NC Senate unveils compromise on sales tax distribution, jobs incentives

Senate Republican leaders rolled out a compromise Thursday addressing jobs incentives and a controversial plan to change how sales tax revenues are distributed among counties.

The new Senate economic development bill – now separated from legislative budget talks – softens the impact of the sales tax revenue plan, which had prompted outcry from some urban and tourism counties that would lose money.

The current system keeps the majority of sales tax revenue in the county where a sale occurred. Senate Majority Leader Harry Brown had called for distributing 80 percent of revenues based on population and only 20 percent based on sale location.
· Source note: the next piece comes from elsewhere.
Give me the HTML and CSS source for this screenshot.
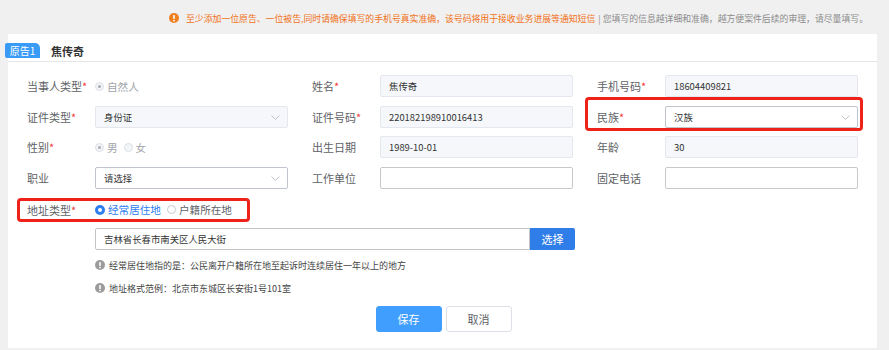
FILE: index.html
```html
<!DOCTYPE html>
<html lang="zh-CN">
<head>
    <meta charset="UTF-8">
    <meta name="viewport" content="width=device-width, initial-scale=1.0">
    <title>当事人信息</title>
    <link rel="stylesheet" href="styles.css">
</head>
<body>
    <!-- Top notice -->
    <div class="notice">
        <svg class="notice_icon" viewBox="0 0 10 10"><circle cx="5" cy="5" r="5" fill="#f0801f"/><rect x="4.2" y="2" width="1.6" height="4" rx="0.6" fill="#fff"/><circle cx="5" cy="7.6" r="0.9" fill="#fff"/></svg>
        <span class="notice_warn">至少添加一位原告、一位被告,同时请确保填写的手机号真实准确，该号码将用于接收业务进展等通知短信</span>
        <span class="notice_tip">| 您填写的信息越详细和准确，越方便案件后续的审理，请尽量填写。</span>
    </div>

    <section class="panel">
        <div class="party_head">
            <span class="party_tag">原告1</span>
            <span class="party_name">焦传奇</span>
        </div>

        <div class="form">
            <div class="form_row">
                <div class="field">
                    <label class="field_label">当事人类型<i>*</i></label>
                    <div class="radio_group">
                        <span class="radio is_disabled is_checked"></span><span class="radio_text is_muted">自然人</span>
                    </div>
                </div>
                <div class="field">
                    <label class="field_label">姓名<i>*</i></label>
                    <div class="input is_disabled">焦传奇</div>
                </div>
                <div class="field">
                    <label class="field_label">手机号码<i>*</i></label>
                    <div class="input is_disabled">18604409821</div>
                </div>
            </div>

            <div class="form_row">
                <div class="field">
                    <label class="field_label">证件类型<i>*</i></label>
                    <div class="input select is_disabled">身份证<svg class="chevron" viewBox="0 0 9 5"><polyline points="0.5,0.5 4.5,4.5 8.5,0.5" fill="none" stroke="#b8bcc4" stroke-width="0.9"/></svg></div>
                </div>
                <div class="field">
                    <label class="field_label">证件号码<i>*</i></label>
                    <div class="input is_disabled">220182198910016413</div>
                </div>
                <div class="field is_marked">
                    <label class="field_label">民族<i>*</i></label>
                    <div class="input select">汉族<svg class="chevron" viewBox="0 0 9 5"><polyline points="0.5,0.5 4.5,4.5 8.5,0.5" fill="none" stroke="#b8bcc4" stroke-width="0.9"/></svg></div>
                </div>
            </div>

            <div class="form_row">
                <div class="field">
                    <label class="field_label">性别<i>*</i></label>
                    <div class="radio_group">
                        <span class="radio is_disabled is_checked"></span><span class="radio_text is_muted">男</span>
                        <span class="radio is_disabled"></span><span class="radio_text is_muted">女</span>
                    </div>
                </div>
                <div class="field">
                    <label class="field_label">出生日期</label>
                    <div class="input is_disabled">1989-10-01</div>
                </div>
                <div class="field">
                    <label class="field_label">年龄</label>
                    <div class="input is_disabled">30</div>
                </div>
            </div>

            <div class="form_row">
                <div class="field">
                    <label class="field_label">职业</label>
                    <div class="input select">请选择<svg class="chevron" viewBox="0 0 9 5"><polyline points="0.5,0.5 4.5,4.5 8.5,0.5" fill="none" stroke="#b8bcc4" stroke-width="0.9"/></svg></div>
                </div>
                <div class="field">
                    <label class="field_label">工作单位</label>
                    <div class="input"></div>
                </div>
                <div class="field">
                    <label class="field_label">固定电话</label>
                    <div class="input"></div>
                </div>
            </div>

            <div class="form_row is_type">
                <div class="field is_marked is_inline">
                    <label class="field_label">地址类型<i>*</i></label>
                    <div class="radio_group">
                        <span class="radio is_active"></span><span class="radio_text is_blue">经常居住地</span>
                        <span class="radio"></span><span class="radio_text">户籍所在地</span>
                    </div>
                </div>
            </div>

            <div class="form_row is_indent">
                <div class="input address">吉林省长春市南关区人民大街</div>
                <button class="pick_btn">选择</button>
            </div>

            <div class="notes">
                <p class="note">
                    <svg class="note_icon" viewBox="0 0 10 10"><circle cx="5" cy="5" r="5" fill="#9b9b9b"/><rect x="4.2" y="2" width="1.6" height="4" rx="0.6" fill="#fff"/><circle cx="5" cy="7.6" r="0.9" fill="#fff"/></svg>
                    经常居住地指的是：公民离开户籍所在地至起诉时连续居住一年以上的地方
                </p>
                <p class="note">
                    <svg class="note_icon" viewBox="0 0 10 10"><circle cx="5" cy="5" r="5" fill="#9b9b9b"/><rect x="4.2" y="2" width="1.6" height="4" rx="0.6" fill="#fff"/><circle cx="5" cy="7.6" r="0.9" fill="#fff"/></svg>
                    地址格式范例：北京市东城区长安街1号101室
                </p>
            </div>
        </div>

        <div class="actions">
            <button class="btn btn_primary">保存</button>
            <button class="btn">取消</button>
        </div>
    </section>
</body>
</html>
```

FILE: styles.css
```css
body {
    margin: 0;
    background: #f0f0f0;
    font-family: "Noto Sans CJK SC", "Noto Sans", sans-serif;
    color: #606266;
    height: 350px;
    overflow: hidden;
}

/* Top notice line */
.notice {
    height: 34px;
    display: flex;
    align-items: center;
    justify-content: flex-end;
    padding: 2px 21px 0 0;
    box-sizing: border-box;
    font-size: 8.85px;
    white-space: nowrap;
}

.notice_icon {
    width: 10px;
    height: 10px;
    margin-right: 7px;
}

.notice_warn {
    color: #f07018;
}

.notice_tip {
    color: #8c8c8c;
    margin-left: 3px;
}

/* White panel */
.panel {
    background: #fff;
    margin: 0 12px 0 8px;
    height: 314px;
}

.party_head {
    height: 28px;
    box-sizing: border-box;
    padding-top: 9px;
    border-bottom: 1px solid #e6e6e6;
    display: flex;
    align-items: flex-start;
}

.party_tag {
    margin-left: -3px;
    width: 35px;
    height: 15px;
    line-height: 15px;
    text-align: center;
    background: #3a9bf6;
    color: #fff;
    font-size: 10px;
    border-radius: 2px 5px 0 2px;
}

.party_name {
    margin-left: 11px;
    line-height: 16px;
    font-size: 11px;
    font-weight: bold;
    color: #333;
}

/* Form grid */
.form {
    padding: 13px 0 0 19px;
    display: flex;
    flex-direction: column;
    gap: 8.6px;
}

.form_row {
    display: flex;
    gap: 24px;
    height: 22px;
}

.form_row.is_type {
    margin-top: 1.5px;
    margin-bottom: -1.5px;
}

.form_row.is_indent {
    padding-left: 68px;
    gap: 0;
}

.field {
    width: 261px;
    display: flex;
    align-items: center;
    position: relative;
}

.field.is_inline {
    width: auto;
}

/* red annotation frame */
.field.is_marked::after {
    content: '';
    position: absolute;
    top: -9px;
    bottom: -3px;
    left: -12px;
    right: -5px;
    border: 3px solid #ee2219;
    border-radius: 4px;
    pointer-events: none;
}

.field.is_inline::after {
    top: -1px;
    bottom: -1px;
    left: -10px;
    right: -12px;
}

.field_label {
    width: 68px;
    flex-shrink: 0;
    font-size: 11px;
    color: #606266;
}

.field_label i {
    font-style: normal;
    color: #f23a3a;
}

.input {
    width: 193px;
    height: 22px;
    box-sizing: border-box;
    border: 1px solid #c8c8c8;
    border-radius: 2px;
    padding-left: 8px;
    font-size: 9.4px;
    line-height: 20px;
    color: #333;
    position: relative;
    background: #fff;
}

.input.is_disabled {
    background: #f5f7fa;
    border-color: #e4e7ed;
}

.input.select {
    border-color: #c0c4cc;
}

.input.select.is_disabled {
    border-color: #e4e7ed;
}

.chevron {
    position: absolute;
    right: 7px;
    top: 8px;
    width: 9px;
    height: 5px;
}

.input.address {
    width: 435px;
    border-color: #c4c4c4;
    border-radius: 2px 0 0 2px;
}

.pick_btn {
    width: 45px;
    height: 22px;
    border: 0;
    border-radius: 0 2px 2px 0;
    background: #2f7de8;
    color: #fff;
    font-family: inherit;
    font-size: 11px;
    padding: 0;
}

/* Radios */
.radio_group {
    display: flex;
    align-items: center;
}

.radio {
    width: 9px;
    height: 9px;
    box-sizing: border-box;
    border: 1px solid #c6c9cf;
    border-radius: 50%;
    background: #fff;
    position: relative;
    margin-right: 3px;
}

.radio.is_disabled {
    background: #f2f4f7;
    border-color: #dcdfe6;
}

.radio.is_checked::after {
    content: '';
    position: absolute;
    width: 3px;
    height: 3px;
    left: 2px;
    top: 2px;
    border-radius: 50%;
    background: #a8abb2;
}

.radio.is_active {
    width: 10px;
    height: 10px;
    border: 0;
    background: #2e7ef0;
}

.radio.is_active::after {
    content: '';
    position: absolute;
    width: 4px;
    height: 4px;
    left: 3px;
    top: 3px;
    border-radius: 50%;
    background: #fff;
}

.radio_text {
    font-size: 10.6px;
    color: #606266;
    margin-right: 6px;
}

.radio_text.is_muted {
    color: #a0a3a8;
}

.radio_text.is_blue {
    color: #2e7ef0;
}

/* Notes under address */
.notes {
    padding-left: 68px;
    margin-top: -4.6px;
}

.note {
    margin: 0;
    height: 23px;
    display: flex;
    align-items: center;
    font-size: 9px;
    color: #444;
}

.note_icon {
    width: 10px;
    height: 10px;
    margin-right: 4px;
}

/* Bottom actions */
.actions {
    display: flex;
    justify-content: center;
    gap: 4px;
    margin-top: 6px;
    padding-left: 2px;
}

.btn {
    width: 66px;
    height: 26px;
    border: 1px solid #dcdfe6;
    border-radius: 3px;
    background: #fff;
    color: #606266;
    font-family: inherit;
    font-size: 11px;
    padding: 0;
}

.btn_primary {
    background: #409eff;
    border-color: #409eff;
    color: #fff;
}
```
That prompted cries of communism and wealth redistribution in the House, and Gov. Pat McCrory vowed to veto the entire state budget if the plan was included.

The Senate’s new proposal would split revenues in half, with half staying at the point of sale and half distributed based on population. The change would take effect in 2016 and wouldn’t be phased in gradually over several years, as in the previous bill.

A breakdown of the revenue impacts for each county, prepared by the legislature’s nonpartisan research staff, shows about 80 counties gaining money and 20 counties losing funds, compared to revenue projections made under current law.

“Overall, it’s a whole lot less for the 83 counties that win and a whole lot less of a loss for those counties that lose,” Brown said.

The economic development package also includes the Senate’s plan to raise the cap on the Job Development Investment Grant, or JDIG, the state’s main jobs incentive tool. The Senate is sticking to much of its original proposal that requires more of the money to go to poorer, typically rural counties. The House version would raise the cap without imposing any location restrictions.

The Senate bill has also added tax credits for jet fuel and technology data centers that the House has approved.

“We all agree that encouraging job growth and tax relief are top priorities,” Senate leader Phil Berger said. “I believe this is a plan that everyone should be able to embrace.”

Senate leaders have fast-tracked the bill, with a favorable vote in the Finance Committee an hour after it was introduced. It’s scheduled to go before the Senate Appropriations Committee Monday afternoon and get a floor vote several hours later.